This week we’d like to introduce you to Dr Lim our devoted Science Learning Leader. Dr Lim has an interesting background and many hidden talents, take a look!
We all have a favourite book that we come back to time and time again, what’s yours and what do you love about it?
One of my favourite books is a Chinese autobiographical trilogy entitled “The Torrents: Family. Spring. Autumn” that recounts the decline of a large feudal family following the May Fourth Movement of 1919. I also like Dan Brown’s thriller novels which are packed with mysteries and controversial theories about the Catholic Church.
What was your favourite subject at school and why?

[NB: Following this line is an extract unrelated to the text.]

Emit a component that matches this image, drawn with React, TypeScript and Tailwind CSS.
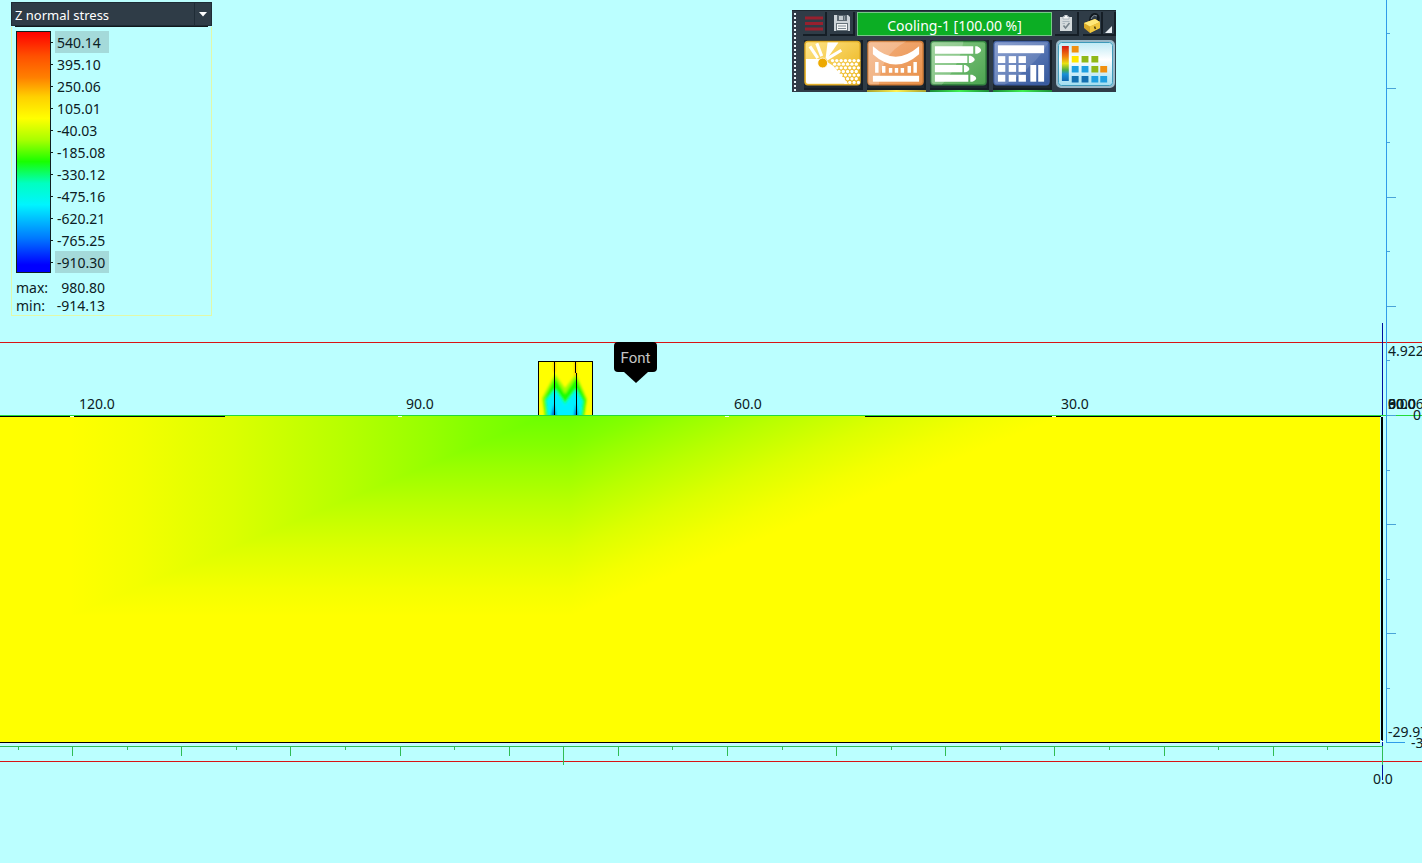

Mathematics. This has been one of my strongest subjects since I was young. I like the feeling of accomplishment and satisfaction when I successfully solved a particularly hard problem!
When you were growing up what did you want to be?
I wanted to be a medical doctor to save lives!
What was your first paying job?
A research assistant in a biochemistry lab.
What career path did you follow to get to where you are today?
After finishing my BSc (Hon) degree in Malaysia, I migrated to Australia with my parents. While working as a Research Assistant, I was offered a scholarship to do my PhD. I did a short period of Post Doc in Melbourne after my PhD. When my son was born, my husband and I wanted to introduce him to our culture and let him experience Malaysian life that we have been brought up in. So, we returned to Malaysia for nearly four years. During those years, I had my first “teaching” experience working as a full-time lecturer at the University of Malaya, lecturing Biochemistry to mainly first-year medical students. When my son was ready to start school, we returned to Melbourne. A year before we came back to Melbourne, my daughter was born. She required a lot of care and medical attention. That was when I decided to have a career change so I could spend time with my kids. Teaching became an obvious choice. I could teach other kids as well as my own, and most importantly I could spend school holidays with my children without worrying about childcare! I love it and it has been my career ever since!
What was your worst job and what did you learn from it?
Gardening! I actually enjoyed it but unfortunately, my fingers are not ‘green’, many plants I planted did not survive!
What’s the best concert you’ve been to?
A concert by MSO in Hammer Hall featuring Lang Lang playing Tchaikovsky’s piano concerto No.1 in B-flat minor. I love that piece and Lang Lang is an amazing pianist!
What would your ‘spirit-animal’ be and why?
I did a ‘spirit-animal’ quiz. It says I am a cat because it symbolises curiosity, creation, and independence. Apparently, I am always dreaming up a new side project or planning my next adventure! The funny thing is that I’m not a big fan of cats in real life.
Do you have any hidden talents or hobbies?
I enjoy cooking some ‘special, non-everyday’ food for my family when I am not busy with school work. My family thinks that I am pretty good at it!
Which historic figure would you like to meet and why?
Donald Trump! He is outspoken, eccentric, has a very different perspective of the world! Amazing he has more than 70millions American voted for him.
What are the three items you would take with you on a desert island?
A metal pot for collecting/cooking food/water, a thick coat to keep warm and a good knife for cutting stuff. And my lovely husband as a companion!
Have you met anyone famous?
My son plays a lot of golf. I have been to many golf tournaments and I have seen Tiger Woods up close in a couple of those tournaments.
How long have you worked at Killester?
I started teaching at Killester since 2001. Coming to 20 years!
What is the favourite part of your job?
Apart from imparting my knowledge and share my experience with students, I also enjoy listening to their stories and learning “new-generation” stuff from them.
What motivates you at work?
Knowing that I play a role in helping my students to develop and grow to reach their potential and that I could make a difference to a young person.
What is your favourite thing about Killester?
Our students – their humble backgrounds, their cultures and their respectful nature.
If you had advice/words of wisdom for our girls what would it be?
Life is like a chemical equilibrium, you must consider both sides of the equation and choose the best direction to react that is best for you in that particular situation.
Is there anything else you would like to tell the Killester community?
Other than English, I also speak Mandarin, Malay and a few Chinese dialects (Hokkien, Cantonese and Teow Chew).
I want to go trekking in Patagonia when the world is safe again!